BETAPA banyak bentuk polesan dalam kehidupan ini. Agar menimbulkan kesan baik, padahal senyatanya bukan seperti itu. Segala bentuk imitasi, digunakan untuk memanipulasi.
Agar terkesan anti korupsi, dibuat serimonial berbagai pencanangan, padahal masih menggurita praktik korupsinya.
Agar terlihat peduli lingkungan, dibuat baleho-baleho penyelamatan lingkungan, padahal tidak ada program nyata pelestarian lingkungan. Kalaupun ada, hanya sebentar, sekedar menimbulkan kesan.
Supaya nampak peduli orang miskin, dibuat serimonial pemberian santunan, aslinya tidak ada program penuntasan kemiskinan berkesinambungan. Dan berbagai bentuk polesan, sekedar menimbulkan kesan baik, setelah didalami ternyata tidak seperti itu.
Kebudayaan menyindir dengan ungkapan, “katahuan amas kadanya”. Terlihat seperti emas, setelah diteliti ternyata palsu.

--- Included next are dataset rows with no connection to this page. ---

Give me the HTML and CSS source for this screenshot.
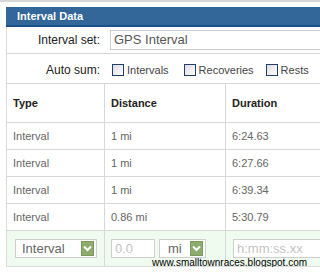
FILE: index.html
```html
<!DOCTYPE html>
<html lang="en">
<head>
  <meta charset="UTF-8">
  <title>Interval Data</title>
  <link rel="stylesheet" href="styles.css">
</head>
<body>
  <div class="topline"></div>

  <div class="panel">
    <div class="panel-head">Interval Data</div>

    <div class="form-row set-row">
      <label class="form-label">Interval set:</label>
      <div class="text-box set-box">GPS Interval</div>
    </div>

    <div class="form-row sum-row">
      <label class="form-label">Auto sum:</label>
      <div class="checks">
        <span class="check"><span class="cb"></span>Intervals</span>
        <span class="check"><span class="cb"></span>Recoveries</span>
        <span class="check"><span class="cb"></span>Rests</span>
      </div>
    </div>

    <table class="intervals">
      <thead>
        <tr>
          <th class="c-type">Type</th>
          <th class="c-dist">Distance</th>
          <th class="c-dur">Duration</th>
        </tr>
      </thead>
      <tbody>
        <tr><td>Interval</td><td>1 mi</td><td>6:24.63</td></tr>
        <tr><td>Interval</td><td>1 mi</td><td>6:27.66</td></tr>
        <tr><td>Interval</td><td>1 mi</td><td>6:39.34</td></tr>
        <tr><td>Interval</td><td>0.86 mi</td><td>5:30.79</td></tr>
        <tr class="new-row">
          <td>
            <div class="select type-select">
              <span>Interval</span>
              <span class="arrow"><svg width="9" height="7" viewBox="0 0 9 7"><path d="M1 1.5 L4.5 5 L8 1.5" fill="none" stroke="#fff" stroke-width="2"/></svg></span>
            </div>
          </td>
          <td>
            <div class="dist-cell">
              <div class="text-box dist-box">0.0</div>
              <div class="select unit-select">
                <span>mi</span>
                <span class="arrow"><svg width="9" height="7" viewBox="0 0 9 7"><path d="M1 1.5 L4.5 5 L8 1.5" fill="none" stroke="#fff" stroke-width="2"/></svg></span>
              </div>
            </div>
          </td>
          <td><div class="text-box dur-box">h:mm:ss.xx</div></td>
        </tr>
      </tbody>
    </table>
  </div>

  <div class="watermark">www.smalltownraces.blogspot.com</div>
</body>
</html>
```

FILE: styles.css
```css
* {
  box-sizing: border-box;
}
body {
  margin: 0;
  font-family: "Liberation Sans", Arial, sans-serif;
  background: #fff;
  color: #333;
  position: relative;
}
.topline {
  height: 2px;
  background: #d6d6d6;
  margin-bottom: 5px;
}
.panel {
  margin-left: 6px;
  width: 314px;
  overflow: hidden;
}
.panel-head {
  background: #336699;
  border-bottom: 2px solid #1d4f88;
  color: #fff;
  font-weight: bold;
  font-size: 11px;
  height: 20px;
  line-height: 18px;
  padding-left: 11px;
}
.form-row {
  display: flex;
  align-items: center;
  border-left: 1px solid #dcdcdc;
  border-bottom: 1px solid #d8d8d8;
}
.set-row {
  height: 27px;
}
.sum-row {
  height: 30px;
  padding-top: 2px;
}
.form-label {
  flex: none;
  width: 97px;
  text-align: right;
  padding-right: 4px;
  font-size: 12px;
  color: #222;
}
.text-box {
  background: #fff;
  border: 1px solid #cfcfcf;
  height: 19px;
  line-height: 17px;
  font-size: 13px;
  padding-left: 3px;
}
.set-box {
  flex: none;
  margin-left: 6px;
  width: 240px;
  color: #555;
  height: 20px;
  line-height: 18px;
}
.checks {
  display: flex;
  margin-left: 8px;
  font-size: 11px;
  color: #444;
}
.check {
  display: flex;
  align-items: center;
  margin-right: 15px;
}
.check:nth-child(2) {
  margin-right: 12px;
}
.cb {
  width: 12px;
  height: 12px;
  border: 1px solid #1f3f66;
  background: linear-gradient(135deg, #dcdce4, #fff);
  margin-right: 3px;
}
.intervals {
  table-layout: fixed;
  width: 360px;
  border-collapse: collapse;
  font-size: 11px;
  border-left: 1px solid #dcdcdc;
}
.intervals th,
.intervals td {
  text-align: left;
  padding: 0 0 0 6px;
  border-bottom: 1px solid #d8d8d8;
  border-right: 1px solid #d8d8d8;
}
.intervals th {
  height: 38px;
  font-weight: bold;
  color: #222;
}
.intervals td {
  height: 27px;
  color: #666;
}
.c-type {
  width: 98px;
}
.c-dist {
  width: 121px;
}
.c-dur {
  width: 141px;
}
.intervals .new-row td {
  background: #effbef;
  height: 36px;
  border-bottom: 1px solid #dcdcdc;
}
.select {
  display: flex;
  align-items: center;
  justify-content: space-between;
  background: #fff;
  border: 1px solid #cfcfcf;
  height: 19px;
  font-size: 13px;
  color: #666;
  padding: 0 2px 0 6px;
}
.type-select {
  width: 82px;
  margin-left: 2px;
}
.arrow {
  display: flex;
  align-items: center;
  justify-content: center;
  width: 13px;
  height: 15px;
  background: #8dab6e;
  border: 1px solid #7a9a5c;
}
.dist-cell {
  display: flex;
  gap: 4px;
}
.dist-box {
  width: 44px;
  color: #c4c4c4;
}
.unit-select {
  width: 47px;
  padding-left: 8px;
}
.dur-box {
  margin-left: 1px;
  color: #c4c4c4;
  width: 120px;
}
.watermark {
  position: absolute;
  left: 152px;
  top: 257px;
  font-size: 10px;
  color: #000;
}
```
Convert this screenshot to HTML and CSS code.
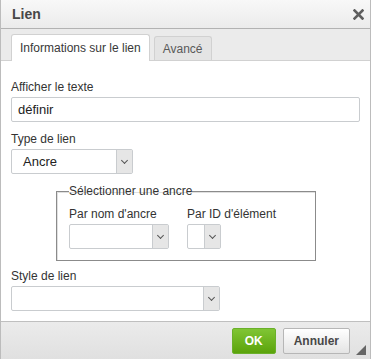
FILE: index.html
```html
<!DOCTYPE html>
<html lang="fr">

<head>
    <title>Lien</title>
    <link rel="stylesheet" href="styles.css">
</head>

<body>
    <div class="dialog">
        <div class="dialog-title">
            <span>Lien</span>
            <svg class="dialog-close" width="11" height="11" viewBox="0 0 11 11">
                <path d="M1.5 1.5 L9.5 9.5 M9.5 1.5 L1.5 9.5" stroke="#5e5e5e" stroke-width="2.6" stroke-linecap="square"/>
            </svg>
        </div>

        <div class="dialog-tabs">
            <div class="tab tab-active">Informations sur le lien</div>
            <div class="tab">Avancé</div>
        </div>

        <div class="dialog-body">
            <div class="field">
                <label>Afficher le texte</label>
                <div class="text-input">définir</div>
            </div>

            <div class="field">
                <label>Type de lien</label>
                <div class="select select-type">
                    <span class="select-value">Ancre</span>
                    <span class="select-arrow"></span>
                </div>
            </div>

            <fieldset class="anchor-box">
                <legend>Sélectionner une ancre</legend>
                <div class="anchor-row">
                    <div class="field">
                        <label>Par nom d'ancre</label>
                        <div class="select select-name">
                            <span class="select-value"></span>
                            <span class="select-arrow"></span>
                        </div>
                    </div>
                    <div class="field">
                        <label>Par ID d'élément</label>
                        <div class="select select-id">
                            <span class="select-value"></span>
                            <span class="select-arrow"></span>
                        </div>
                    </div>
                </div>
            </fieldset>

            <div class="field">
                <label>Style de lien</label>
                <div class="select select-style">
                    <span class="select-value"></span>
                    <span class="select-arrow"></span>
                </div>
            </div>
        </div>

        <div class="dialog-footer">
            <button class="btn btn-ok">OK</button>
            <button class="btn">Annuler</button>
            <span class="resizer"></span>
        </div>
    </div>
</body>

</html>
```

FILE: styles.css
```css
body {
    margin: 0;
    font-family: 'Liberation Sans', Arial, sans-serif;
    font-size: 12px;
    color: #333;
    background: #fff;
}

.dialog {
    width: 369px;
    height: 359px;
    border-left: 1px solid #bcbcbc;
    border-right: 1px solid #bcbcbc;
    display: flex;
    flex-direction: column;
    background: #fff;
}

.dialog-title {
    height: 28px;
    display: flex;
    align-items: center;
    justify-content: space-between;
    padding: 0 6px 0 11px;
    background: linear-gradient(#f8f8f8, #ebebeb);
    border-bottom: 1px solid #b2b2b2;
    font-weight: bold;
    font-size: 14px;
    color: #474747;
}

.dialog-tabs {
    height: 31px;
    display: flex;
    align-items: flex-end;
    gap: 4px;
    padding-left: 10px;
    background: #ebebeb;
    border-bottom: 1px solid #d1d1d1;
}

.tab {
    height: 23px;
    padding: 0 8px;
    display: flex;
    align-items: center;
    border: 1px solid #d1d1d1;
    border-bottom: none;
    border-radius: 3px 3px 0 0;
    background: #e4e4e4;
    color: #595959;
}

.tab-active {
    background: #fff;
    color: #383838;
    margin-bottom: -1px;
    height: 26px;
}

.dialog-body {
    flex: 1;
    padding: 19px 10px 0 10px;
}

.field {
    display: flex;
    flex-direction: column;
    margin-bottom: 10px;
}

.field label {
    margin-bottom: 3px;
}

.text-input {
    height: 23px;
    border: 1px solid #c9cccf;
    border-radius: 2px;
    padding: 0 6px;
    line-height: 23px;
    font-size: 13px;
    color: #222;
}

.select {
    height: 23px;
    display: flex;
    border: 1px solid #c9cccf;
    border-radius: 2px;
}

.select-value {
    flex: 1;
    line-height: 23px;
    padding-left: 11px;
    font-size: 13px;
    color: #222;
}

.select-arrow {
    width: 15px;
    background: #e6e6e6;
    border-left: 1px solid #c9cccf;
    position: relative;
}

.select-arrow::after {
    content: '';
    position: absolute;
    left: 5px;
    top: 8px;
    width: 4px;
    height: 4px;
    border-right: 1px solid #555;
    border-bottom: 1px solid #555;
    transform: rotate(45deg);
}

.select-type {
    width: 120px;
}

.select-name {
    width: 98px;
}

.select-id {
    width: 32px;
}

.select-style {
    width: 207px;
}

.anchor-box {
    width: 234px;
    margin: 0 0 8px 45px;
    padding: 9px 12px 11px 12px;
    border: 1px solid #8b8b8b;
    box-shadow: inset 1px 1px 0 #e0e0e0;
}

.anchor-box legend {
    padding: 0;
}

.anchor-row {
    display: flex;
    gap: 18px;
}

.anchor-row .field {
    margin-bottom: 0;
}

.dialog-footer {
    height: 37px;
    display: flex;
    align-items: center;
    justify-content: flex-end;
    gap: 7px;
    padding-right: 20px;
    background: linear-gradient(#ebebeb, #e0e0e0);
    border-top: 1px solid #bfbfbf;
    position: relative;
}

.btn {
    height: 26px;
    padding: 0 10px;
    border: 1px solid #b6b6b6;
    border-radius: 2px;
    background: linear-gradient(#fff, #e4e4e4);
    font-family: inherit;
    font-size: 12px;
    font-weight: bold;
    color: #474747;
}

.btn-ok {
    padding: 0 12px;
    border-color: #6ab02a;
    background: linear-gradient(#80c534, #5ba30b);
    color: #fff;
}

.resizer {
    position: absolute;
    right: 4px;
    bottom: 4px;
    width: 0;
    height: 0;
    border-left: 10px solid transparent;
    border-bottom: 10px solid #666;
}
```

Emas sebagai logam mulia, sering sekali dipalsukan dalam bentuk imitasi. Menyerupai emas, untuk menimbulkan kesan bagus, mulia, lebih mampu, ternyata hanya polesan, sekedar menimbulkan kesan permukaan, aslinya bukan seperti itu. Kebiasaan mengimitasi logam mulia, dipinjam sebagai ungkapan, untuk melihat fenomena sosial, termasuk fenomena politik.
Perbaikan substansi, lebih diperlukan dari sekedar menimbulkan kesan baik. Kalau memang ingin berbenah, tidak ada cara, kecuali membiasakan jujur dan bersungguh-sungguh.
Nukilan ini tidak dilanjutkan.